У моих минометчиков что-то произошло. Это мне, появившемуся снова в батарее, так показалось. А в самом-то деле и ничего — я, видимо, как-то по-новому, острее, что ли, взглянул на свою семью.
У командира третьего взвода, лейтенанта Мостового, я заметил кое-какие непростительные вольности. На марше, дважды уже, отставал от колонны. Причины? В одном случае, видите ли, подпруга у седла лопнула и он был, видите ли, вынужден задержаться. В другом случае снова какая-то неисправность в амуниции лошади. И в обоих случаях от него попахивало вином. В третий раз лейтенанта привел в батарею замполит командира полка гвардии майор Ковальчук.

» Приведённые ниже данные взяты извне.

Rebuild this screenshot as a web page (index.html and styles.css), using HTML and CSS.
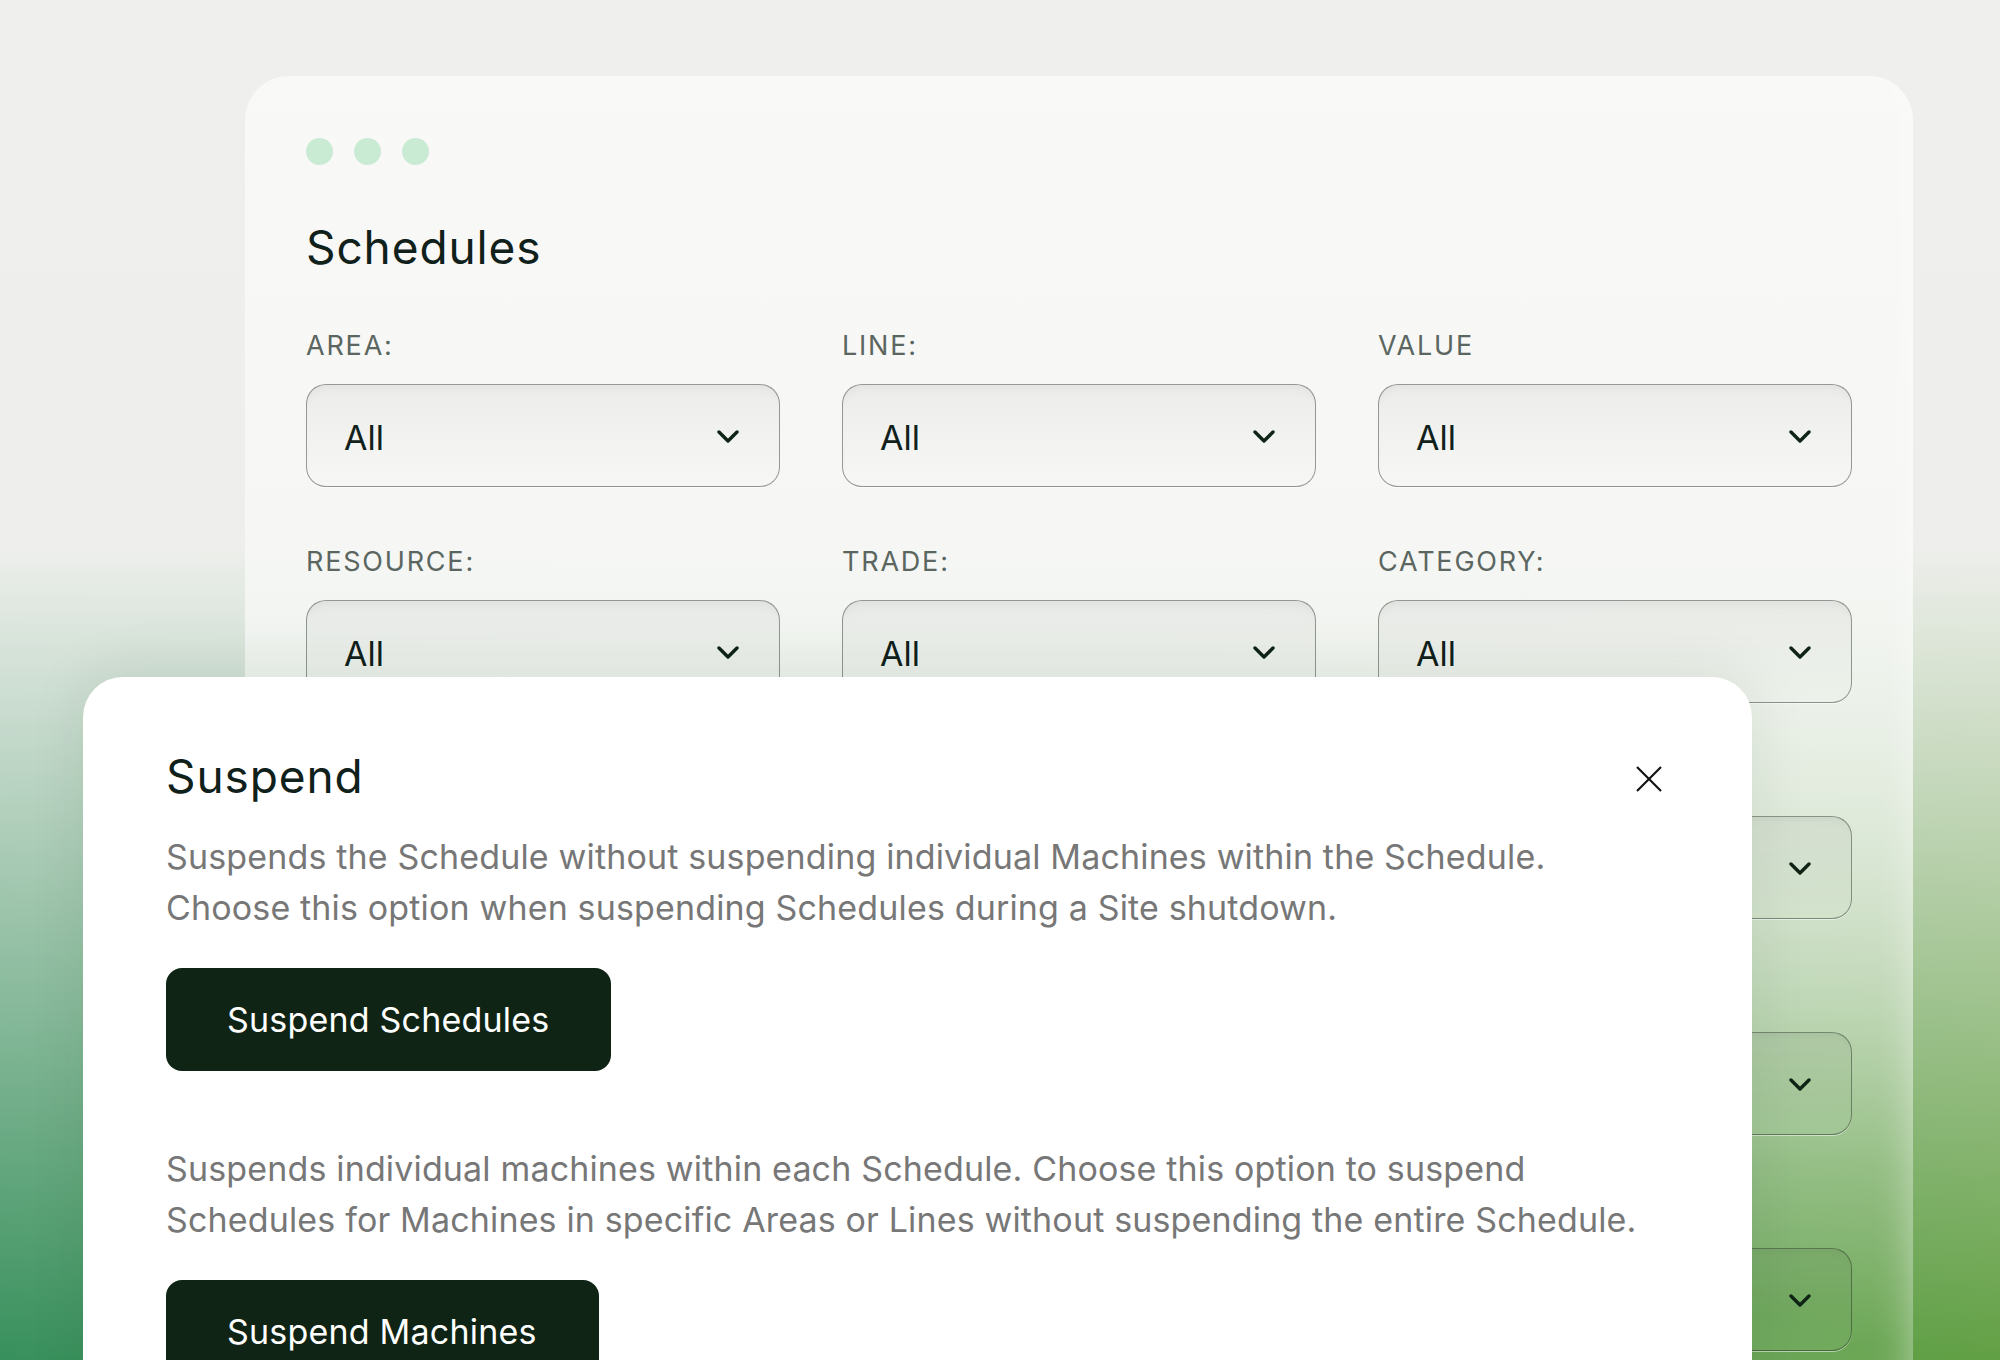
FILE: index.html
```html
<!DOCTYPE html>
<html lang="en">
<head>
    <meta charset="UTF-8">
    <meta name="viewport" content="width=device-width, initial-scale=1.0">
    <title>Schedules - Suspend</title>
    <link rel="stylesheet" href="styles.css">
</head>
<body>
    <div class="stage">
        <section class="window">
            <div class="window-dots">
                <span class="dot"></span>
                <span class="dot"></span>
                <span class="dot"></span>
            </div>

            <h1 class="window-title">Schedules</h1>

            <div class="filters">
                <div class="filter">
                    <div class="filter-label">AREA:</div>
                    <div class="select"><span>All</span><svg class="chevron" viewBox="0 0 22 13"><polyline points="2 2 11 11 20 2"></polyline></svg></div>
                </div>
                <div class="filter">
                    <div class="filter-label">LINE:</div>
                    <div class="select"><span>All</span><svg class="chevron" viewBox="0 0 22 13"><polyline points="2 2 11 11 20 2"></polyline></svg></div>
                </div>
                <div class="filter">
                    <div class="filter-label">VALUE</div>
                    <div class="select"><span>All</span><svg class="chevron" viewBox="0 0 22 13"><polyline points="2 2 11 11 20 2"></polyline></svg></div>
                </div>

                <div class="filter">
                    <div class="filter-label">RESOURCE:</div>
                    <div class="select"><span>All</span><svg class="chevron" viewBox="0 0 22 13"><polyline points="2 2 11 11 20 2"></polyline></svg></div>
                </div>
                <div class="filter">
                    <div class="filter-label">TRADE:</div>
                    <div class="select"><span>All</span><svg class="chevron" viewBox="0 0 22 13"><polyline points="2 2 11 11 20 2"></polyline></svg></div>
                </div>
                <div class="filter">
                    <div class="filter-label">CATEGORY:</div>
                    <div class="select"><span>All</span><svg class="chevron" viewBox="0 0 22 13"><polyline points="2 2 11 11 20 2"></polyline></svg></div>
                </div>

                <div class="filter">
                    <div class="filter-label">STATUS:</div>
                    <div class="select"><span>All</span><svg class="chevron" viewBox="0 0 22 13"><polyline points="2 2 11 11 20 2"></polyline></svg></div>
                </div>
                <div class="filter">
                    <div class="filter-label">FREQUENCY:</div>
                    <div class="select"><span>All</span><svg class="chevron" viewBox="0 0 22 13"><polyline points="2 2 11 11 20 2"></polyline></svg></div>
                </div>
                <div class="filter">
                    <div class="filter-label">PRIORITY:</div>
                    <div class="select"><span>All</span><svg class="chevron" viewBox="0 0 22 13"><polyline points="2 2 11 11 20 2"></polyline></svg></div>
                </div>

                <div class="filter">
                    <div class="filter-label">SHIFT:</div>
                    <div class="select"><span>All</span><svg class="chevron" viewBox="0 0 22 13"><polyline points="2 2 11 11 20 2"></polyline></svg></div>
                </div>
                <div class="filter">
                    <div class="filter-label">OWNER:</div>
                    <div class="select"><span>All</span><svg class="chevron" viewBox="0 0 22 13"><polyline points="2 2 11 11 20 2"></polyline></svg></div>
                </div>
                <div class="filter">
                    <div class="filter-label">TYPE:</div>
                    <div class="select"><span>All</span><svg class="chevron" viewBox="0 0 22 13"><polyline points="2 2 11 11 20 2"></polyline></svg></div>
                </div>

                <div class="filter">
                    <div class="filter-label">SITE:</div>
                    <div class="select"><span>All</span><svg class="chevron" viewBox="0 0 22 13"><polyline points="2 2 11 11 20 2"></polyline></svg></div>
                </div>
                <div class="filter">
                    <div class="filter-label">CREW:</div>
                    <div class="select"><span>All</span><svg class="chevron" viewBox="0 0 22 13"><polyline points="2 2 11 11 20 2"></polyline></svg></div>
                </div>
                <div class="filter">
                    <div class="filter-label">ZONE:</div>
                    <div class="select"><span>All</span><svg class="chevron" viewBox="0 0 22 13"><polyline points="2 2 11 11 20 2"></polyline></svg></div>
                </div>
            </div>
        </section>

        <div class="modal" role="dialog" aria-labelledby="suspendTitle">
            <div class="modal-head">
                <h2 class="modal-title" id="suspendTitle">Suspend</h2>
                <button class="modal-close" aria-label="Close">
                    <svg viewBox="0 0 26 26"><line x1="1" y1="1" x2="25" y2="25"></line><line x1="25" y1="1" x2="1" y2="25"></line></svg>
                </button>
            </div>

            <p class="modal-text">Suspends the Schedule without suspending individual Machines within the Schedule. Choose this option when suspending Schedules during a Site shutdown.</p>
            <button class="primary-button">Suspend Schedules</button>

            <p class="modal-text second">Suspends individual machines within each Schedule. Choose this option to suspend Schedules for Machines in specific Areas or Lines without suspending the entire Schedule.</p>
            <button class="primary-button">Suspend Machines</button>
        </div>
    </div>
</body>
</html>
```

FILE: styles.css
```css
*{margin:0;padding:0;box-sizing:border-box}
html,body{width:2000px;height:1360px;overflow:hidden}
body{font-family:Inter,'Noto Sans',sans-serif;color:#10201a;
    background:
        linear-gradient(180deg,#efefed 0%,#eeefec 40%,rgba(239,239,237,0) 100%),
        linear-gradient(90deg,#38905c 0%,#4a9856 50%,#62a044 100%)}

.stage{position:relative;height:1360px;padding:76px 87px 0 245px}

/* back window */
.window{height:100%;border-radius:44px 44px 0 0;padding:62px 61px 0;
    background:linear-gradient(180deg,rgba(249,249,248,.97) 0%,rgba(247,248,246,.92) 35%,rgba(240,245,238,.62) 60%,rgba(232,242,226,.2) 85%,rgba(255,255,255,.06) 100%);
    box-shadow:inset -28px 0 40px -30px rgba(255,255,255,.55)}
.window-dots{display:flex;gap:21px;height:27px}
.dot{width:27px;height:27px;border-radius:50%;background:#c9ead3}
.window-title{font-size:46px;font-weight:400;line-height:56px;margin-top:54px;letter-spacing:.9px}

.filters{display:grid;grid-template-columns:repeat(3,474px);column-gap:62px;row-gap:59px;margin-top:55px}
.filter-label{height:32px;font-size:27px;line-height:32px;letter-spacing:1.8px;color:#5b6661;margin-bottom:22px}
.select{height:103px;border:1.5px solid rgba(30,42,32,.45);border-radius:20px;display:flex;align-items:center;justify-content:space-between;padding:0 40px 0 37px;font-size:34px;
    background:linear-gradient(180deg,rgba(0,0,0,.045) 0%,rgba(0,0,0,.015) 60%,rgba(255,255,255,.05) 100%);
    box-shadow:inset 0 10px 14px -8px rgba(0,0,0,.06),0 1px 0 rgba(255,255,255,.5)}
.select span{margin-top:3px}
.chevron{width:22px;height:13px;fill:none;stroke:#0f2416;stroke-width:3.4;stroke-linecap:round;stroke-linejoin:round;margin-top:2px}

/* suspend dialog */
.modal{position:absolute;left:83px;top:677px;width:1669px;height:720px;background:#fff;border-radius:40px 40px 0 0;padding:71px 90px 0 83px;box-shadow:0 -6px 60px rgba(0,40,20,.08)}
.modal-head{display:flex;justify-content:space-between;align-items:center}
.modal-title{font-size:46px;font-weight:400;line-height:56px;letter-spacing:.9px}
.modal-close{border:none;background:0 0;width:26px;height:26px;display:flex;cursor:pointer;margin-top:6px}
.modal-close svg{width:26px;height:26px;stroke:#111;stroke-width:2.2}

.modal-text{font-size:34px;line-height:51px;color:#777;letter-spacing:.15px;margin-top:27px}
.modal-text.second{margin-top:72px}

.primary-button{display:flex;align-items:center;height:103px;padding:0 62px 0 61px;margin-top:35px;border:none;border-radius:16px;background:#0f2415;color:#fff;font-family:inherit;font-size:34px;letter-spacing:.2px;cursor:pointer}
```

— Полюбуйтесь, комбат, на своего соколика. Да послушай мой о нем интересный рассказ. Ехал я замыкающим в колонне полка. Проходим как раз одну деревеньку. Смотрю: какой-то офицер с коноводом в переулок метнулся. Решил проверить. Долго искать мне их не пришлось. Возле одного дома, не спешившись, стоит казак, а офицерского коня держит под узцы мадьяр. Уж не родню ли нашел офицер и забежал проведать родственников? А он и в самом деле — как дома, сидит за столом этак развалившись, потягивает винцо и закуска на вилке. А перед ним, чуть ли не по стойке смирно, трепещет испуганная до смерти хозяйка. Время-то уже далеко за полночь, и они крепко спали, когда появился этот нежданный гостенек.
— Ну, хозяюшка, — говорю, — забираю вашего дорогого гостя, извините уж нас за беспокойство ночью.
Только вот не знаю, поняла ли хозяйка что-либо из моих слов, или не поняла ничего. Выйдя из дома, я извинился так же и перед мадьяром. Сели на коней и поехали догонять полк. Ну вот и всё. Игра в гости у вашего лейтенанта на этот раз сорвалась, и я в этом виноватый.
У майора Ковальчука была добрая душа и сердце родителя. Он что-то еще по-стариковски проворчал про молодо-зелено и передал лейтенанта Мостового мне, как бы сказали теперь, на поруки. Одновременно Антон Яковлевич напомнил Мостовому расстрел из миномета колхозного сена на Кубани и предупредил Мостового, что если он «выкинет какой-либо номерок» еще раз, ему несдобровать.